Regardless the length of shelter time, be it six days, six weeks, or six months, I am on an extended hiatus: six months of no BS. Six months of cleanup on aisle me and six months of finding and reviving that little girl tomboy who used to roll with the boys in our go-carts until dusk, hang out in the local dugout without shoes, running the bases like a badass; that loudmouth, write it all down and color the world with my words, take no crap from anyone, bad mamajama. She was a force — a very small but fierce force.

But something happened to that little girl. She hid the pain. She pretended it didn’t exist, like it never really happened. That little girl put down her ball glove, hung up her go cart helmet, and stored away her pretty blue typewriter. Instead, she put on a pinstripe suit, picked up a keyboard, developed an addiction to coffee, and went to work in Corporate Land. She pretended to be something she wasn’t to make everyone else around her happy. If everyone was happy, they would never have to know that she was sad. After forty years of pretending the pain didn’t happen, I finally let it all out and got right with myself. I no longer need, or will, pretend to be something that I am not.

I recognized that the past forty years of compromise and combat was about forcing me to deal with that one event. Once it was confronted, the monsters, the ghosts, and the energy vampires all just went away on their own. What I’ve learned is that once you confront something, it no longer has power over you. Once you call a spade a spade, it can no longer claim itself to be a diamond. I stood up to my demons, called them out, and banished their asses back to the depths of hell, and then I turned and looked into the eyes of someone else’s demons and said, “Oh, I’m going to regroup, and then I’m coming for your asses too.”

I started cleaning out the recesses and corners of my mind because I spend way too much time in there to have it cluttered. I like my mental headspace organized and categorized so that I can quickly and effortlessly pull poo out of the drawers and fling it across the conference room table, or the bar, and use it to my advantage.

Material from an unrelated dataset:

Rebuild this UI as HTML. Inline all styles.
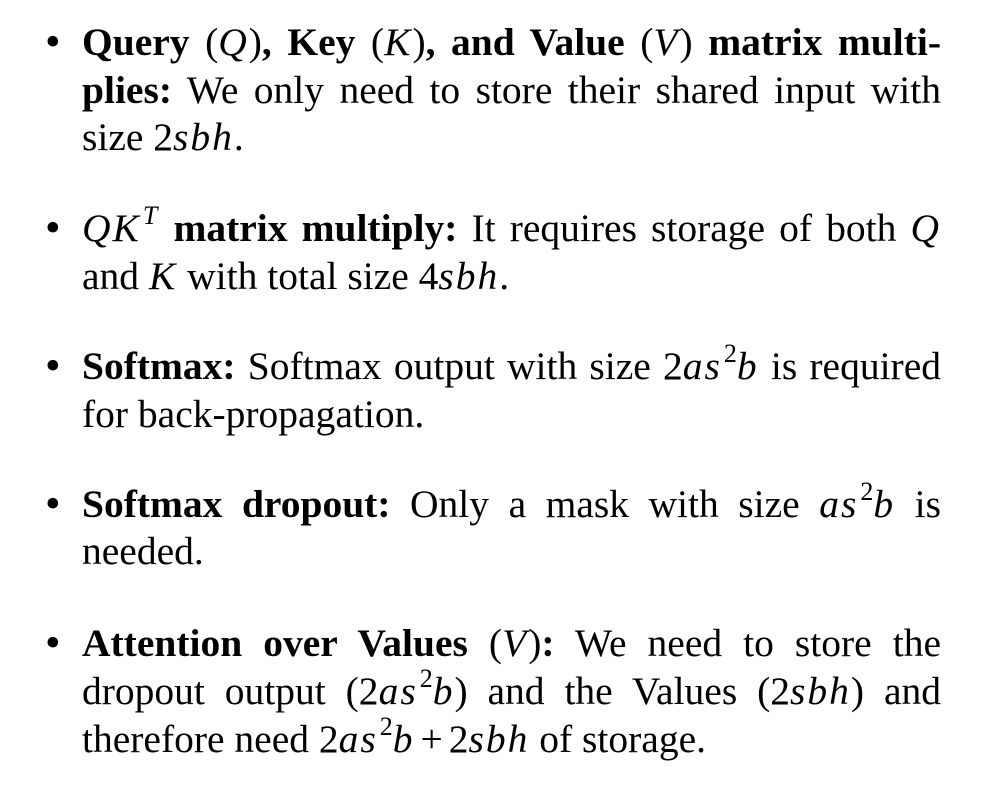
<!DOCTYPE html>
<html><head><meta charset="utf-8"><style>
body{margin:0;background:#fff;width:993px;height:785px;overflow:hidden;position:relative;font-family:"Liberation Serif",serif;color:#000;}
.l{position:absolute;left:82px;width:859px;font-size:39.5px;line-height:48px;white-space:nowrap;}
.j{text-align:justify;text-align-last:justify;white-space:normal;}
.b{position:absolute;left:46px;font-size:39px;line-height:48px;font-weight:bold;}
i{font-style:italic;letter-spacing:2px;}
sup{font-size:26px;line-height:0;position:relative;top:-3px;margin-left:2px;}
.p{margin:0 6px;}
</style></head><body>
<div class="b" style="top:18px">•</div>
<div class="l j" style="top:18px"><b>Query</b> (<i>Q</i>)<b>, Key</b> (<i>K</i>)<b>, and Value</b> (<i>V</i>) <b>matrix multi-</b></div>
<div class="l j" style="top:66px"><b>plies:</b> We only need to store their shared input with</div>
<div class="l" style="top:113px">size 2<i>sbh</i>.</div>

<div class="b" style="top:204px">•</div>
<div class="l j" style="top:204px"><i>QK</i><sup><i>T</i></sup> <b>matrix multiply:</b> It requires storage of both <i>Q</i></div>
<div class="l" style="top:252px">and <i>K</i> with total size 4<i>sbh</i>.</div>

<div class="b" style="top:342px">•</div>
<div class="l j" style="top:342px"><b>Softmax:</b> Softmax output with size 2<i>as</i><sup>2</sup><i>b</i> is required</div>
<div class="l" style="top:390px">for back-propagation.</div>

<div class="b" style="top:480px">•</div>
<div class="l j" style="top:480px"><b>Softmax dropout:</b> Only a mask with size <i>as</i><sup>2</sup><i>b</i> is</div>
<div class="l" style="top:527px">needed.</div>

<div class="b" style="top:619px">•</div>
<div class="l j" style="top:619px"><b>Attention over Values</b> (<i>V</i>)<b>:</b> We need to store the</div>
<div class="l j" style="top:667px">dropout output (2<i>as</i><sup>2</sup><i>b</i>) and the Values (2<i>sbh</i>) and</div>
<div class="l" style="top:715px">therefore need 2<i>as</i><sup>2</sup><i>b</i><span class="p">+</span>2<i>sbh</i> of storage.</div>
</body></html>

So when I found her there, sitting in the corner, sobbing into her crunched up knees, I bent over and said, “Look at me.” Her eyes gazed up and locked onto my face, and for a moment she was silent. She reached out her tiny hand to touch my face. “Is it really you?” she asked. I leaned in closer and brushed the curly sun-drenched wisps behind her ear. “Yes, it’s me. I’m back.” I sat down and helped her put on her hiking boots and fashioned her ball cap on backwards and I handed her the softball bat that leaned up against the massive bookshelf in my mind. She quietly said, “But we don’t get to bat. We only get to run the bases and stand out in right field.” I grabbed her other hand and replied, “That shite is over. We get to do whatever the hell we want, and that includes smashing the hell out of some balls.” She grinned and willingly walked hand in hand to the door towards the sunlight. I stopped to add, “But let’s get one thing straight, we’re keeping the lipstick, the shoes, and the purses because there is no rule that says we can’t be classy bitches while we play on par with the boys.” With that, she giggled, I picked her up, held her tight, and put her back inside my heart where she belongs, and then I took her home to be with me again, always.